Word for word, give the material below again, minus any images.
— begin DATASET ENTRIES —
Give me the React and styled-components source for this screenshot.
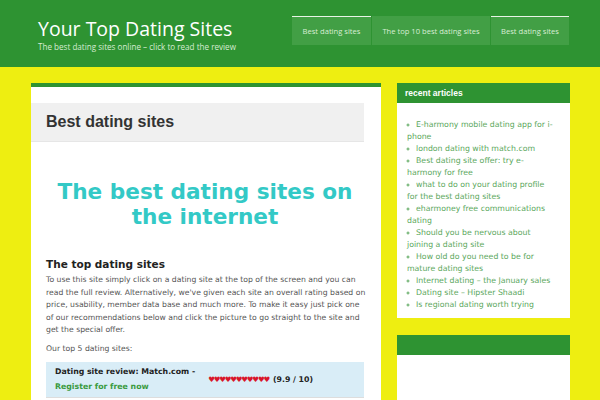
import React from 'react'
import styled, { createGlobalStyle } from 'styled-components'

const Global = createGlobalStyle`
  html, body {
    margin: 0;
    padding: 0;
    background: #eeee11;
    overflow: hidden;
  }
`

const Page = styled.div`
  width: 600px;
  height: 400px;
  background: #eeee11;
  overflow: hidden;
`

const Header = styled.header`
  height: 67px;
  background: #2e9332;
  display: flex;
  justify-content: space-between;
  align-items: flex-start;
  padding: 0 31px 0 38px;
  box-sizing: border-box;
`

const Brand = styled.div`
  padding-top: 17px;
  font-family: "Open Sans", sans-serif;
  color: #fff;
`

const SiteTitle = styled.h1`
  margin: 0;
  font-size: 19.5px;
  font-weight: 400;
  line-height: 24px;
`

const Tagline = styled.p`
  margin: 0;
  font-size: 8.1px;
  line-height: 12px;
  color: #d6ecd3;
`

const Nav = styled.nav`
  display: flex;
  margin-top: 16px;
`

const Tab = styled.a`
  height: 29px;
  box-sizing: border-box;
  display: flex;
  align-items: center;
  justify-content: center;
  width: ${p => p.$w}px;
  margin-left: 1px;
  background: #429f45;
  border-top: 1px solid ${p => (p.$active ? '#e8f4e6' : '#429f45')};
  color: #d9eed5;
  font-family: "Open Sans", sans-serif;
  font-size: 7.6px;
  white-space: nowrap;
`

const Body = styled.div`
  display: flex;
  gap: 16px;
  padding: 16px 0 0 31px;
`

const Main = styled.main`
  width: 350px;
  height: 400px;
  background: #fff;
  border-top: 4px solid #2e9332;
  padding-top: 16px;
  box-sizing: border-box;
`

const TitleBar = styled.div`
  width: 333px;
  height: 39px;
  background: #f0f0f0;
  border-bottom: 1px solid #e6e6e6;
  box-sizing: border-box;
  display: flex;
  align-items: center;
  padding-left: 15px;
  font-family: "Liberation Sans", Arial, sans-serif;
  font-weight: 700;
  font-size: 16px;
  color: #333;
`

const Content = styled.div`
  padding: 0 12px 0 15px;
  font-family: "DejaVu Sans", Verdana, sans-serif;
  color: #555;
`

const BigHeading = styled.h2`
  margin: 37px 5px 0 0;
  text-align: center;
  color: #33c9c6;
  font-size: 21.6px;
  line-height: 25px;
  font-weight: 700;
`

const SubHeading = styled.h3`
  margin: 28px 0 3px;
  font-size: 10.5px;
  line-height: 14px;
  color: #222;
  font-weight: 700;
`

const Para = styled.p`
  margin: 0 0 6px;
  font-size: 7.7px;
  line-height: 12.5px;
`

const Table = styled.table`
  width: 318px;
  border-collapse: collapse;
  margin-top: 7px;
  font-size: 7.8px;
`

const HeadCell = styled.td`
  background: #d9edf7;
  padding: 2px ${p => p.$padR ?? 9}px 3px 9px;
  color: #222;
  font-weight: 700;
  line-height: 15px;
  vertical-align: middle;
  white-space: nowrap;
  width: ${p => p.$w || 'auto'};
`

const Green = styled.span`
  color: #3a9a3e;
`

const Hearts = styled.span`
  color: #d9162a;
  font-size: 7.5px;
  letter-spacing: -1.2px;
  margin-right: 4px;
`

const Cell = styled.td`
  padding: 4px 9px;
  border-top: 1px solid #ddd;
  line-height: 13px;
`

const Side = styled.aside`
  width: 173px;
  display: flex;
  flex-direction: column;
  gap: 17px;
`

const Widget = styled.section`
  background: #fff;
  min-height: ${p => p.$min || 0}px;
`

const WidgetTitle = styled.div`
  height: 20px;
  background: #2e9332;
  color: #fff;
  font-family: "Liberation Sans", Arial, sans-serif;
  font-weight: 700;
  font-size: 8.5px;
  display: flex;
  align-items: center;
  padding-left: 8px;
`

const List = styled.ul`
  margin: 0;
  padding: 16px 14px 7px 10px;
  list-style: circle inside;
  font-family: "DejaVu Sans", sans-serif;
  font-size: 7.8px;
  line-height: 12px;
  color: #5aa75c;
  li::marker {
    font-size: 6px;
  }
`

const articles = [
  'E-harmony mobile dating app for i-\u200bphone',
  'london dating with match.com',
  'Best dating site offer: try e-harmony for free',
  'what to do on your dating profile for the best dating sites',
  'eharmoney free communications dating',
  'Should you be nervous about joining a dating site',
  'How old do you need to be for mature dating sites',
  'Internet dating – the January sales',
  'Dating site – Hipster Shaadi',
  'Is regional dating worth trying',
]

export default function App() {
  return (
    <Page>
      <Global />
      <Header>
        <Brand>
          <SiteTitle>Your Top Dating Sites</SiteTitle>
          <Tagline>The best dating sites online – click to read the review</Tagline>
        </Brand>
        <Nav>
          <Tab $active $w={79}>Best dating sites</Tab>
          <Tab $w={118}>The top 10 best dating sites</Tab>
          <Tab $active $w={78}>Best dating sites</Tab>
        </Nav>
      </Header>
      <Body>
        <Main>
          <TitleBar>Best dating sites</TitleBar>
          <Content>
            <BigHeading>The best dating sites on the internet</BigHeading>
            <SubHeading>The top dating sites</SubHeading>
            <Para>
              To use this site simply click on a dating site at the top of the screen and you can
              read the full review. Alternatively, we've given each site an overall rating based on
              price, usability, member data base and much more. To make it easy just pick one
              of our recommendations below and click the picture to go straight to the site and
              get the special offer.
            </Para>
            <Para>Our top 5 dating sites:</Para>
            <Table>
              <tbody>
                <tr>
                  <HeadCell $w="134px" $padR={4}>
                    Dating site review: Match.com -<br />
                    <Green>Register for free now</Green>
                  </HeadCell>
                  <HeadCell>
                    <Hearts>♥♥♥♥♥♥♥♥♥♥♥</Hearts>(9.9 / 10)
                  </HeadCell>
                </tr>
                <tr>
                  <Cell>We think match.com is the best</Cell>
                  <Cell />
                </tr>
              </tbody>
            </Table>
          </Content>
        </Main>
        <Side>
          <Widget>
            <WidgetTitle>recent articles</WidgetTitle>
            <List>
              {articles.map(a => (
                <li key={a}>{a}</li>
              ))}
            </List>
          </Widget>
          <Widget $min={80}>
            <WidgetTitle />
          </Widget>
        </Side>
      </Body>
    </Page>
  )
}
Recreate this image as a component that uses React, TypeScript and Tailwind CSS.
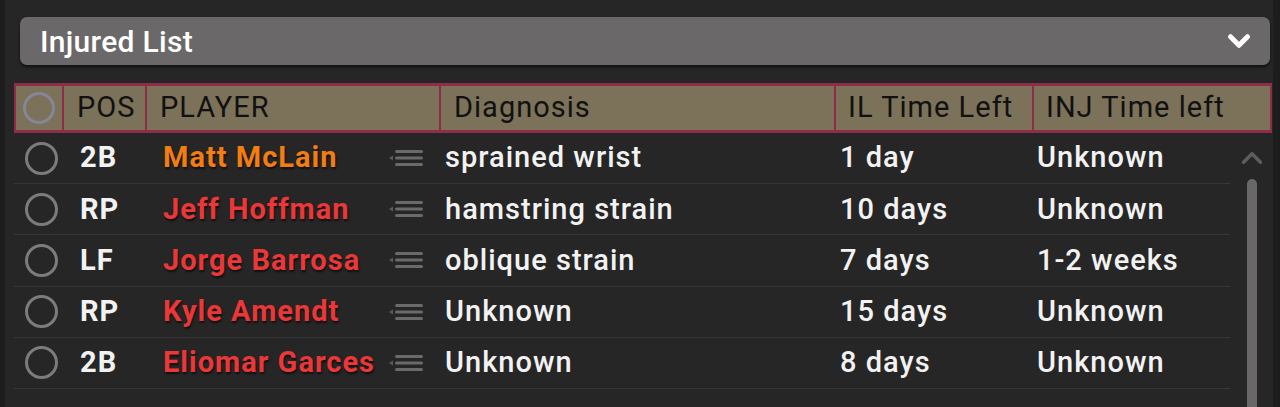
— end DATASET ENTRIES —
— PROBLEM SOLUTION —
Give me the React and styled-components source for this screenshot.
import React from 'react'
import styled, { createGlobalStyle } from 'styled-components'

const Global = createGlobalStyle`
  html, body {
    margin: 0;
    padding: 0;
    background: #eeee11;
    overflow: hidden;
  }
`

const Page = styled.div`
  width: 600px;
  height: 400px;
  background: #eeee11;
  overflow: hidden;
`

const Header = styled.header`
  height: 67px;
  background: #2e9332;
  display: flex;
  justify-content: space-between;
  align-items: flex-start;
  padding: 0 31px 0 38px;
  box-sizing: border-box;
`

const Brand = styled.div`
  padding-top: 17px;
  font-family: "Open Sans", sans-serif;
  color: #fff;
`

const SiteTitle = styled.h1`
  margin: 0;
  font-size: 19.5px;
  font-weight: 400;
  line-height: 24px;
`

const Tagline = styled.p`
  margin: 0;
  font-size: 8.1px;
  line-height: 12px;
  color: #d6ecd3;
`

const Nav = styled.nav`
  display: flex;
  margin-top: 16px;
`

const Tab = styled.a`
  height: 29px;
  box-sizing: border-box;
  display: flex;
  align-items: center;
  justify-content: center;
  width: ${p => p.$w}px;
  margin-left: 1px;
  background: #429f45;
  border-top: 1px solid ${p => (p.$active ? '#e8f4e6' : '#429f45')};
  color: #d9eed5;
  font-family: "Open Sans", sans-serif;
  font-size: 7.6px;
  white-space: nowrap;
`

const Body = styled.div`
  display: flex;
  gap: 16px;
  padding: 16px 0 0 31px;
`

const Main = styled.main`
  width: 350px;
  height: 400px;
  background: #fff;
  border-top: 4px solid #2e9332;
  padding-top: 16px;
  box-sizing: border-box;
`

const TitleBar = styled.div`
  width: 333px;
  height: 39px;
  background: #f0f0f0;
  border-bottom: 1px solid #e6e6e6;
  box-sizing: border-box;
  display: flex;
  align-items: center;
  padding-left: 15px;
  font-family: "Liberation Sans", Arial, sans-serif;
  font-weight: 700;
  font-size: 16px;
  color: #333;
`

const Content = styled.div`
  padding: 0 12px 0 15px;
  font-family: "DejaVu Sans", Verdana, sans-serif;
  color: #555;
`

const BigHeading = styled.h2`
  margin: 37px 5px 0 0;
  text-align: center;
  color: #33c9c6;
  font-size: 21.6px;
  line-height: 25px;
  font-weight: 700;
`

const SubHeading = styled.h3`
  margin: 28px 0 3px;
  font-size: 10.5px;
  line-height: 14px;
  color: #222;
  font-weight: 700;
`

const Para = styled.p`
  margin: 0 0 6px;
  font-size: 7.7px;
  line-height: 12.5px;
`

const Table = styled.table`
  width: 318px;
  border-collapse: collapse;
  margin-top: 7px;
  font-size: 7.8px;
`

const HeadCell = styled.td`
  background: #d9edf7;
  padding: 2px ${p => p.$padR ?? 9}px 3px 9px;
  color: #222;
  font-weight: 700;
  line-height: 15px;
  vertical-align: middle;
  white-space: nowrap;
  width: ${p => p.$w || 'auto'};
`

const Green = styled.span`
  color: #3a9a3e;
`

const Hearts = styled.span`
  color: #d9162a;
  font-size: 7.5px;
  letter-spacing: -1.2px;
  margin-right: 4px;
`

const Cell = styled.td`
  padding: 4px 9px;
  border-top: 1px solid #ddd;
  line-height: 13px;
`

const Side = styled.aside`
  width: 173px;
  display: flex;
  flex-direction: column;
  gap: 17px;
`

const Widget = styled.section`
  background: #fff;
  min-height: ${p => p.$min || 0}px;
`

const WidgetTitle = styled.div`
  height: 20px;
  background: #2e9332;
  color: #fff;
  font-family: "Liberation Sans", Arial, sans-serif;
  font-weight: 700;
  font-size: 8.5px;
  display: flex;
  align-items: center;
  padding-left: 8px;
`

const List = styled.ul`
  margin: 0;
  padding: 16px 14px 7px 10px;
  list-style: circle inside;
  font-family: "DejaVu Sans", sans-serif;
  font-size: 7.8px;
  line-height: 12px;
  color: #5aa75c;
  li::marker {
    font-size: 6px;
  }
`

const articles = [
  'E-harmony mobile dating app for i-\u200bphone',
  'london dating with match.com',
  'Best dating site offer: try e-harmony for free',
  'what to do on your dating profile for the best dating sites',
  'eharmoney free communications dating',
  'Should you be nervous about joining a dating site',
  'How old do you need to be for mature dating sites',
  'Internet dating – the January sales',
  'Dating site – Hipster Shaadi',
  'Is regional dating worth trying',
]

export default function App() {
  return (
    <Page>
      <Global />
      <Header>
        <Brand>
          <SiteTitle>Your Top Dating Sites</SiteTitle>
          <Tagline>The best dating sites online – click to read the review</Tagline>
        </Brand>
        <Nav>
          <Tab $active $w={79}>Best dating sites</Tab>
          <Tab $w={118}>The top 10 best dating sites</Tab>
          <Tab $active $w={78}>Best dating sites</Tab>
        </Nav>
      </Header>
      <Body>
        <Main>
          <TitleBar>Best dating sites</TitleBar>
          <Content>
            <BigHeading>The best dating sites on the internet</BigHeading>
            <SubHeading>The top dating sites</SubHeading>
            <Para>
              To use this site simply click on a dating site at the top of the screen and you can
              read the full review. Alternatively, we've given each site an overall rating based on
              price, usability, member data base and much more. To make it easy just pick one
              of our recommendations below and click the picture to go straight to the site and
              get the special offer.
            </Para>
            <Para>Our top 5 dating sites:</Para>
            <Table>
              <tbody>
                <tr>
                  <HeadCell $w="134px" $padR={4}>
                    Dating site review: Match.com -<br />
                    <Green>Register for free now</Green>
                  </HeadCell>
                  <HeadCell>
                    <Hearts>♥♥♥♥♥♥♥♥♥♥♥</Hearts>(9.9 / 10)
                  </HeadCell>
                </tr>
                <tr>
                  <Cell>We think match.com is the best</Cell>
                  <Cell />
                </tr>
              </tbody>
            </Table>
          </Content>
        </Main>
        <Side>
          <Widget>
            <WidgetTitle>recent articles</WidgetTitle>
            <List>
              {articles.map(a => (
                <li key={a}>{a}</li>
              ))}
            </List>
          </Widget>
          <Widget $min={80}>
            <WidgetTitle />
          </Widget>
        </Side>
      </Body>
    </Page>
  )
}
Recreate this image as a component that uses React, TypeScript and Tailwind CSS.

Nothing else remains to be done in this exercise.